Asymptotic Distribution of the Zeros of recursively defined Non-Orthogonal Polynomials

Abstract: We study the zero distribution of non-orthogonal polynomials attached to $g(n)=s(n)=n^2$: \begin{equation*} Q_n^g(x)= x \sum_{k=1}^n g(k) \, Q_{n-k}^g(x), \quad Q_0^g(x):=1. \end{equation*} It is known that the case $g=id$ involves Chebyshev polynomials of the second kind. The zeros of $Q_n^s(x)$ are real, simple, and are located in $(-6\sqrt{3},0]$. Let $N_n(a,b)$ be the number of zeros between $-6 \sqrt{3} \leq a < b \leq 0$. Then we determine a density function $v(x)$, such that \begin{equation*} \lim_{n \rightarrow \infty} \frac{N_n(a,b)}{n} = \int_a^b v(x) \,\, \mathrm{d}x. \end{equation*} The polynomials $Q_n^s(x)$ satisfy a four-term recursion.
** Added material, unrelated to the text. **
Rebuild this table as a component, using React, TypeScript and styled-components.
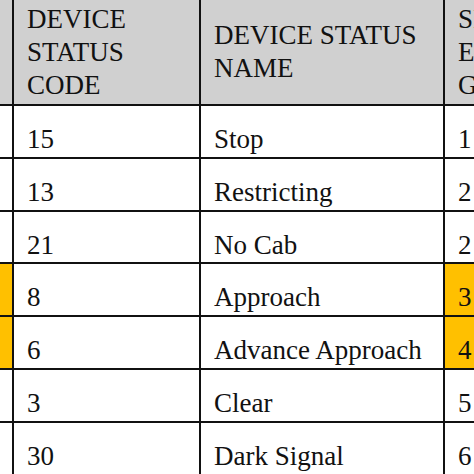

We present in detail an analysis of the fundamental roots and give an answer to an open question on recent work by Adams and Tran--Zumba. We extend a method proposed by Freud for orthogonal polynomials to more general systems of polynomials. We determine the underlying moments and density function for the zero distribution.